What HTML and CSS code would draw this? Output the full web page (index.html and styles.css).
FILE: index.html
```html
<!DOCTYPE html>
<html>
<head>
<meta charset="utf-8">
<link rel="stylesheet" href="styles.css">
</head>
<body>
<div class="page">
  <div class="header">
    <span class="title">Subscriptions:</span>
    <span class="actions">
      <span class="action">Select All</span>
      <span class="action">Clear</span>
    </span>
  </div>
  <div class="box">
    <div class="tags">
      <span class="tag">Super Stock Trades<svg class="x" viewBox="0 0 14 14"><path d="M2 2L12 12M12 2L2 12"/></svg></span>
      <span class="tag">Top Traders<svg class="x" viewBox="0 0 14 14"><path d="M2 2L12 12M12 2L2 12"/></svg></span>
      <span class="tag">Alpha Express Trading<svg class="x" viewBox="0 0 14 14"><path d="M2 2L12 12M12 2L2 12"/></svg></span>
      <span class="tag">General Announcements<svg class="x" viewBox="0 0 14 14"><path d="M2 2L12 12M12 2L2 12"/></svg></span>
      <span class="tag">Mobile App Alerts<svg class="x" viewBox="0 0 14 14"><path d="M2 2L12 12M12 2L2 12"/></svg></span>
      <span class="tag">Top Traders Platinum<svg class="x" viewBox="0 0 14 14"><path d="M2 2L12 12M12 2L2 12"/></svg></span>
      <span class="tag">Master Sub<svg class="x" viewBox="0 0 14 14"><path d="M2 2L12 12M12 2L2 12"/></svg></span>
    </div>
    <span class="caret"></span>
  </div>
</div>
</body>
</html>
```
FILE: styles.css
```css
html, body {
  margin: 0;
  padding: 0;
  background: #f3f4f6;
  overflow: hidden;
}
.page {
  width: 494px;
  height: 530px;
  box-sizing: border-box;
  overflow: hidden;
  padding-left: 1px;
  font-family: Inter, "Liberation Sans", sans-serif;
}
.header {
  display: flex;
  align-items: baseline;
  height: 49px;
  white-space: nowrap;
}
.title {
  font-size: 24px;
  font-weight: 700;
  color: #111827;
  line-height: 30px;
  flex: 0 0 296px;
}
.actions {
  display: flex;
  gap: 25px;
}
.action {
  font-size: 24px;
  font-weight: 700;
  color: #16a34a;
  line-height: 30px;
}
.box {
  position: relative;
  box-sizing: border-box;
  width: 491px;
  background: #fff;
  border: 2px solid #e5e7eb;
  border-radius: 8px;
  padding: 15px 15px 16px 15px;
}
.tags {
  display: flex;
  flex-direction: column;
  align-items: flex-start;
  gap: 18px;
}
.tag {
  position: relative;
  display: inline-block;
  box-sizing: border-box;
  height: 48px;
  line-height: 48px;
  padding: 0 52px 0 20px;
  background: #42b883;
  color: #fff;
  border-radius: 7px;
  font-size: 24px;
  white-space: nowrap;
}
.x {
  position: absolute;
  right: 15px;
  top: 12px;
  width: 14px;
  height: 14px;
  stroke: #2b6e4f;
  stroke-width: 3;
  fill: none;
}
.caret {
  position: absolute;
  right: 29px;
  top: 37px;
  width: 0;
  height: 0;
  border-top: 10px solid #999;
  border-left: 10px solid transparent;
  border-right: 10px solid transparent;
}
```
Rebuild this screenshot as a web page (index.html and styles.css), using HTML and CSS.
◆ ◆ ◆ ◆
> [Problem to solve]: Retype the entries one by one, exactly.

> [The output]:
What HTML and CSS code would draw this? Output the full web page (index.html and styles.css).
FILE: index.html
```html
<!DOCTYPE html>
<html>
<head>
<meta charset="utf-8">
<link rel="stylesheet" href="styles.css">
</head>
<body>
<div class="page">
  <div class="header">
    <span class="title">Subscriptions:</span>
    <span class="actions">
      <span class="action">Select All</span>
      <span class="action">Clear</span>
    </span>
  </div>
  <div class="box">
    <div class="tags">
      <span class="tag">Super Stock Trades<svg class="x" viewBox="0 0 14 14"><path d="M2 2L12 12M12 2L2 12"/></svg></span>
      <span class="tag">Top Traders<svg class="x" viewBox="0 0 14 14"><path d="M2 2L12 12M12 2L2 12"/></svg></span>
      <span class="tag">Alpha Express Trading<svg class="x" viewBox="0 0 14 14"><path d="M2 2L12 12M12 2L2 12"/></svg></span>
      <span class="tag">General Announcements<svg class="x" viewBox="0 0 14 14"><path d="M2 2L12 12M12 2L2 12"/></svg></span>
      <span class="tag">Mobile App Alerts<svg class="x" viewBox="0 0 14 14"><path d="M2 2L12 12M12 2L2 12"/></svg></span>
      <span class="tag">Top Traders Platinum<svg class="x" viewBox="0 0 14 14"><path d="M2 2L12 12M12 2L2 12"/></svg></span>
      <span class="tag">Master Sub<svg class="x" viewBox="0 0 14 14"><path d="M2 2L12 12M12 2L2 12"/></svg></span>
    </div>
    <span class="caret"></span>
  </div>
</div>
</body>
</html>
```
FILE: styles.css
```css
html, body {
  margin: 0;
  padding: 0;
  background: #f3f4f6;
  overflow: hidden;
}
.page {
  width: 494px;
  height: 530px;
  box-sizing: border-box;
  overflow: hidden;
  padding-left: 1px;
  font-family: Inter, "Liberation Sans", sans-serif;
}
.header {
  display: flex;
  align-items: baseline;
  height: 49px;
  white-space: nowrap;
}
.title {
  font-size: 24px;
  font-weight: 700;
  color: #111827;
  line-height: 30px;
  flex: 0 0 296px;
}
.actions {
  display: flex;
  gap: 25px;
}
.action {
  font-size: 24px;
  font-weight: 700;
  color: #16a34a;
  line-height: 30px;
}
.box {
  position: relative;
  box-sizing: border-box;
  width: 491px;
  background: #fff;
  border: 2px solid #e5e7eb;
  border-radius: 8px;
  padding: 15px 15px 16px 15px;
}
.tags {
  display: flex;
  flex-direction: column;
  align-items: flex-start;
  gap: 18px;
}
.tag {
  position: relative;
  display: inline-block;
  box-sizing: border-box;
  height: 48px;
  line-height: 48px;
  padding: 0 52px 0 20px;
  background: #42b883;
  color: #fff;
  border-radius: 7px;
  font-size: 24px;
  white-space: nowrap;
}
.x {
  position: absolute;
  right: 15px;
  top: 12px;
  width: 14px;
  height: 14px;
  stroke: #2b6e4f;
  stroke-width: 3;
  fill: none;
}
.caret {
  position: absolute;
  right: 29px;
  top: 37px;
  width: 0;
  height: 0;
  border-top: 10px solid #999;
  border-left: 10px solid transparent;
  border-right: 10px solid transparent;
}
```
Rebuild this screenshot as a web page (index.html and styles.css), using HTML and CSS.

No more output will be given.